Um dos efeitos dessa onda moralista deflagrada contra os políticos em geral é a presunção de que o foro por prerrogativa de função – ou “foro privilegiado”, denominação preferida dos cruzados anticorrupção – é um intolerável arranjo para proteger criminosos. Há muita gente que, embalada por esse discurso radical de alguns procuradores e até de ministros do Supremo Tribunal Federal, considera que o arquivamento de casos contra governadores no STJ prova a impunidade que se pretende denunciar.

Essa certeza quase fanática não encontra respaldo na realidade. O fato de não haver indícios consistentes contra os governadores cujos processos foram arquivados no STJ deveria bastar para concluir que a lei foi cumprida, sem que se possa falar em “privilégio” de nenhuma espécie. Ao que se saiba, ainda vige no Brasil o Estado Democrático de Direito, em que ninguém pode ser condenado sem o devido processo legal, o que inclui, naturalmente, a produção de provas.

No caso dos governadores e de outros políticos, a situação é ainda mais grave, pois uma mera denúncia, por mais frágil que seja, basta para lançar sobre o denunciado suspeitas que quase certamente lhe custarão preciosos votos. Políticos vivem de imagem, e é claro que acusações de corrupção costumam ser fatais para suas pretensões eleitorais, ainda que mais tarde se comprove a inocência.

Nada disso foi levado em consideração quando as denúncias contra vários governadores foram enviadas ao STJ, que é o foro adequado para julgá-los. Bastou, por exemplo, que Paulo Roberto Costa, o ex-diretor da Petrobrás que está no centro do escândalo do petrolão, dissesse ter distribuído recursos ilegais para Luiz Fernando Pezão, do Rio de Janeiro, e Tião Viana, do Acre, para que ambos os governadores fossem tratados como possíveis delinquentes. O mesmo aconteceu com os governadores Paulo Hartung, do Espírito Santo, Fernando Pimentel, de Minas Gerais, e Flávio Dino, do Maranhão, todos investigados pela Lava Jato e denunciados como corruptos em decorrência de delações de ex-executivos da Petrobrás e da Odebrecht.

O arquivamento dos processos dificilmente restabelecerá a reputação desses dirigentes, pois hoje em dia, diante da escandalização da política, basta aparecer em qualquer lista suja para que automaticamente se considere o indigitado como corrupto.

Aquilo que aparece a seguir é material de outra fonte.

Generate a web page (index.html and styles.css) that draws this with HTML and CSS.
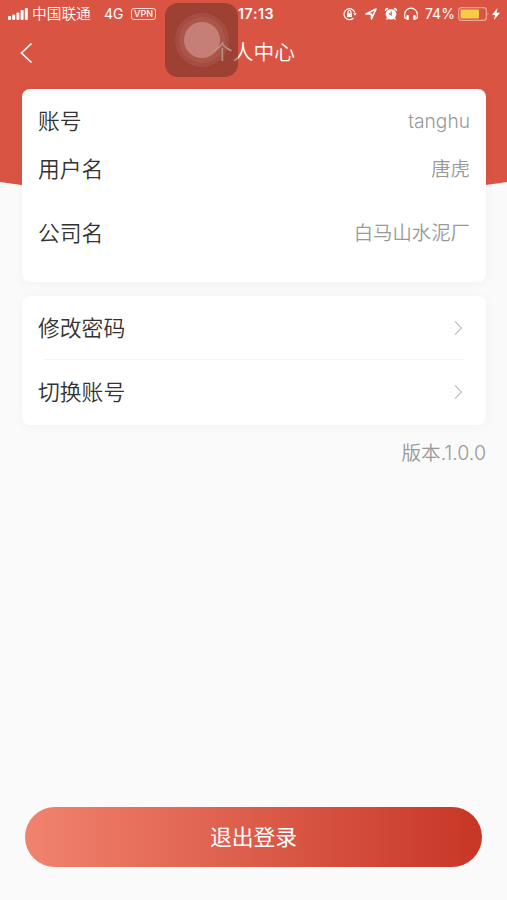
FILE: index.html
```html
<!DOCTYPE html>
<html lang="zh-CN">
<head>
<meta charset="utf-8">
<title>个人中心</title>
<link rel="stylesheet" href="styles.css">
</head>
<body>
<div class="screen">
  <svg class="backdrop" viewBox="0 0 507 204" aria-hidden="true"><path d="M0 0H507V182Q253.500 220 0 182Z" fill="#d95442"/></svg>
  <header class="status">
    <svg class="signal" width="21" height="14" viewBox="0 0 21 14" fill="#fff"><rect x="0" y="9" width="3" height="4" rx="1"/><rect x="4.200" y="7.500" width="3" height="5.500" rx="1"/><rect x="8.400" y="5.500" width="3" height="7.500" rx="1"/><rect x="12.600" y="3" width="3" height="10" rx="1"/><rect x="16.800" y="1" width="3" height="12" rx="1"/></svg>
    <span class="carrier">中国联通</span>
    <span class="network">4G</span>
    <span class="vpn">VPN</span>
    <span class="clock">17:13</span>
    <svg class="lock" width="14" height="14" viewBox="0 0 14 14" fill="none" stroke="#fff" stroke-width="1.200"><path d="M11.800 5.500A5.500 5.500 0 1 0 10.500 11"/><path d="M10.300 6.300h3.400L12 8.800z" fill="#fff" stroke="none"/><rect x="4" y="6.200" width="5" height="3.800" rx=".5" fill="#fff" stroke="none"/><path d="M5 6.500V5a1.500 1.500 0 0 1 3 0v1.500"/></svg>
    <svg class="location" width="12" height="12" viewBox="0 0 12 12" fill="none" stroke="#fff" stroke-width="1.600" stroke-linejoin="round"><path d="M1 6 11 1 6.500 11V6Z"/></svg>
    <svg class="alarm" width="14" height="14" viewBox="0 0 14 14"><circle cx="7" cy="7.300" r="5.300" fill="#fff"/><path d="M1.600 4a2 2 0 0 1 2.500-2.300M12.400 4a2 2 0 0 0-2.500-2.300" stroke="#fff" stroke-width="1.600" fill="none"/><path d="M3.500 11.200 2.600 12.600M10.500 11.200l.9 1.400" stroke="#fff" stroke-width="1.300"/><path d="M7.200 4.500V8L5 6.500" stroke="#d95442" stroke-width="1.100" fill="none"/></svg>
    <svg class="phones" width="14" height="14" viewBox="0 0 14 14"><path d="M1.500 12Q.2 10 .8 7A6.200 5.800 0 0 1 13.200 7Q13.800 10 12.500 12" fill="none" stroke="#fff" stroke-width="1.200"/><rect x="2.300" y="8" width="2.500" height="5" rx="1" fill="#fff"/><rect x="9.200" y="8" width="2.500" height="5" rx="1" fill="#fff"/></svg>
    <span class="percent">74%</span>
    <svg class="battery" width="32" height="14" viewBox="0 0 32 14"><rect x=".7" y=".7" width="27.600" height="12.600" rx="2.600" fill="none" stroke="#eda69c" stroke-width="1.200"/><rect x="2.500" y="2.500" width="18.500" height="9" rx="1" fill="#f6cb45"/><path d="M29.700 5q1.600 2 0 4z" fill="#eda69c"/></svg>
    <svg class="bolt" width="8" height="12" viewBox="0 0 8 12" fill="#fff"><path d="M5.500 0 0 7h3L2 12l6-7.300H4.600z"/></svg>
  </header>
  <nav class="navbar">
    <svg class="back" width="14" height="22" viewBox="0 0 14 22" fill="none" stroke="#fff" stroke-width="1.700"><path d="M12.500 1.500 2.500 11 12.500 20.500"/></svg>
    <h1 class="title">个人中心</h1>
  </nav>
  <main class="content">
    <section class="card profile">
      <div class="row account-row"><span class="label">账号</span><span class="value latin">tanghu</span></div>
      <div class="row name-row"><span class="label">用户名</span><span class="value">唐虎</span></div>
      <div class="row company-row"><span class="label">公司名</span><span class="value">白马山水泥厂</span></div>
    </section>
    <section class="card actions">
      <a class="row"><span class="label">修改密码</span><svg class="chevron" width="9" height="16" viewBox="0 0 9 16"><path d="M1 1.500 7.500 8 1 14.500"/></svg></a>
      <a class="row"><span class="label">切换账号</span><svg class="chevron" width="9" height="16" viewBox="0 0 9 16"><path d="M1 1.500 7.500 8 1 14.500"/></svg></a>
    </section>
    <p class="version">版本.1.0.0</p>
  </main>
  <button class="logout">退出登录</button>
  <div class="assistive"><i class="ring"><i class="ring-mid"><i class="ring-core"></i></i></i></div>
</div>
</body>
</html>
```
FILE: styles.css
```css
* { box-sizing: border-box; }
body {
  margin: 0;
  font-family: Inter, "Noto Sans CJK SC", sans-serif;
  font-weight: 400;
  background: #fafafa;
}
.screen {
  position: relative;
  display: flex;
  flex-direction: column;
  width: 507px;
  height: 900px;
  overflow: hidden;
}
.backdrop { position: absolute; top: 0; left: 0; width: 507px; height: 204px; }
.status {
  position: relative;
  display: flex;
  align-items: center;
  height: 27px;
  padding-left: 8px;
  color: #fff;
  font-size: 14px;
  line-height: 20px;
  white-space: nowrap;
}
.status > * { flex: none; }
.carrier { width: 60px; margin-left: 3px; font-size: 14.700px; font-weight: 350; }
.network { width: 22px; margin-left: 12px; font-size: 14px; }
.vpn {
  width: 25px;
  height: 12px;
  margin-left: 5px;
  border: 1px solid #f8d8d3;
  border-radius: 3px;
  font-size: 9px;
  font-weight: 500;
  line-height: 10px;
  text-align: center;
}
.clock { width: 40px; margin-left: 82px; font-size: 14.200px; font-weight: 600; letter-spacing: .6px; }
.lock { margin-left: 65px; }
.location { margin-left: 8px; }
.alarm { margin-left: 7px; }
.phones { margin-left: 6px; }
.percent { width: 30px; margin-left: 7px; font-size: 14px; }
.battery { margin-left: 3px; }
.bolt { margin-left: 2px; }
.navbar {
  position: relative;
  display: flex;
  align-items: center;
  justify-content: center;
  height: 50px;
}
.back { position: absolute; left: 19px; top: 15px; }
.title {
  margin: 2px 0 0;
  color: #fff;
  font-size: 20.700px;
  font-weight: 350;
  line-height: 30px;
}
.content { position: relative; padding: 12px 21px 0 22px; }
.card {
  background: #fff;
  border-radius: 8px;
  box-shadow: 0 1px 12px rgba(0, 0, 0, .035);
}
.profile { height: 193px; }
.actions { height: 129px; margin-top: 14px; }
.row {
  display: flex;
  align-items: center;
  justify-content: space-between;
  height: 64px;
  padding: 0 16px;
}
.account-row { height: 63px; }
.name-row { height: 33px; }
.company-row { height: 95px; }
.label { color: #333; font-size: 21.800px; font-weight: 350; line-height: 32px; }
.value { color: #999; font-size: 19.400px; font-weight: 350; line-height: 30px; }
.latin { font-size: 19.200px; font-weight: 300; letter-spacing: 0; }
.actions .row + .row { position: relative; }
.actions .row + .row::before {
  content: "";
  position: absolute;
  top: -1px;
  left: 22px;
  right: 22px;
  height: 1px;
  background: #f5f5f5;
}
.chevron { margin-right: 7px; fill: none; stroke: #c5c5c5; stroke-width: 1.300; }
.version {
  margin: 13px 0 0;
  color: #999;
  font-size: 19.600px;
  font-weight: 350;
  line-height: 30px;
  text-align: right;
}
.logout {
  width: 457px;
  height: 60px;
  margin: auto 0 33px 25px;
  padding: 0;
  border: 0;
  border-radius: 30px;
  background: linear-gradient(90deg, #f1836e, #c73626);
  color: #fff;
  font: 400 21.800px/60px Inter, "Noto Sans CJK SC", sans-serif;
}
.assistive {
  position: absolute;
  left: 165px;
  top: 3px;
  display: grid;
  place-items: center;
  width: 73px;
  height: 74px;
  border-radius: 13px;
  background: rgba(102, 48, 42, .51);
}
.ring, .ring-mid, .ring-core { display: grid; place-items: center; border-radius: 50%; }
.ring { width: 54px; height: 54px; background: rgba(200, 125, 115, .2); }
.ring-mid { width: 46px; height: 46px; background: rgba(200, 125, 115, .2); }
.ring-core { width: 36px; height: 36px; background: rgba(208, 145, 137, .7); }
```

É evidente que essas considerações não devem inibir eventuais denúncias contra políticos, mas é preciso que estas sejam baseadas em fatos concretos, e não na presunção de que todos os políticos são corruptos e que, portanto, os delatores que se dispõem a denunciá-los só podem estar falando a verdade. Delações, nunca é demais repetir, são apenas o ponto de partida de uma investigação. Sem provas que as corroborem, não passam de falatório irresponsável.

Acusações açodadas e ineptas fazem barulho e colaboram para a disseminação da ideia de que o País está engolfado pela corrupção, que é exatamente o que pretendem os justiceiros que as produzem, mas ao fim e ao cabo seu único efeito concreto é a desmoralização da luta contra os verdadeiros corruptos.

Assim, não se está aqui a dizer que os governadores em questão são culpados ou inocentes, corruptos ou probos, e sim que as denúncias contra eles formuladas, carentes da necessária solidez para seguirem adiante, não tinham nem sequer que ter sido encaminhadas. E isso nada tem a ver com impunidade.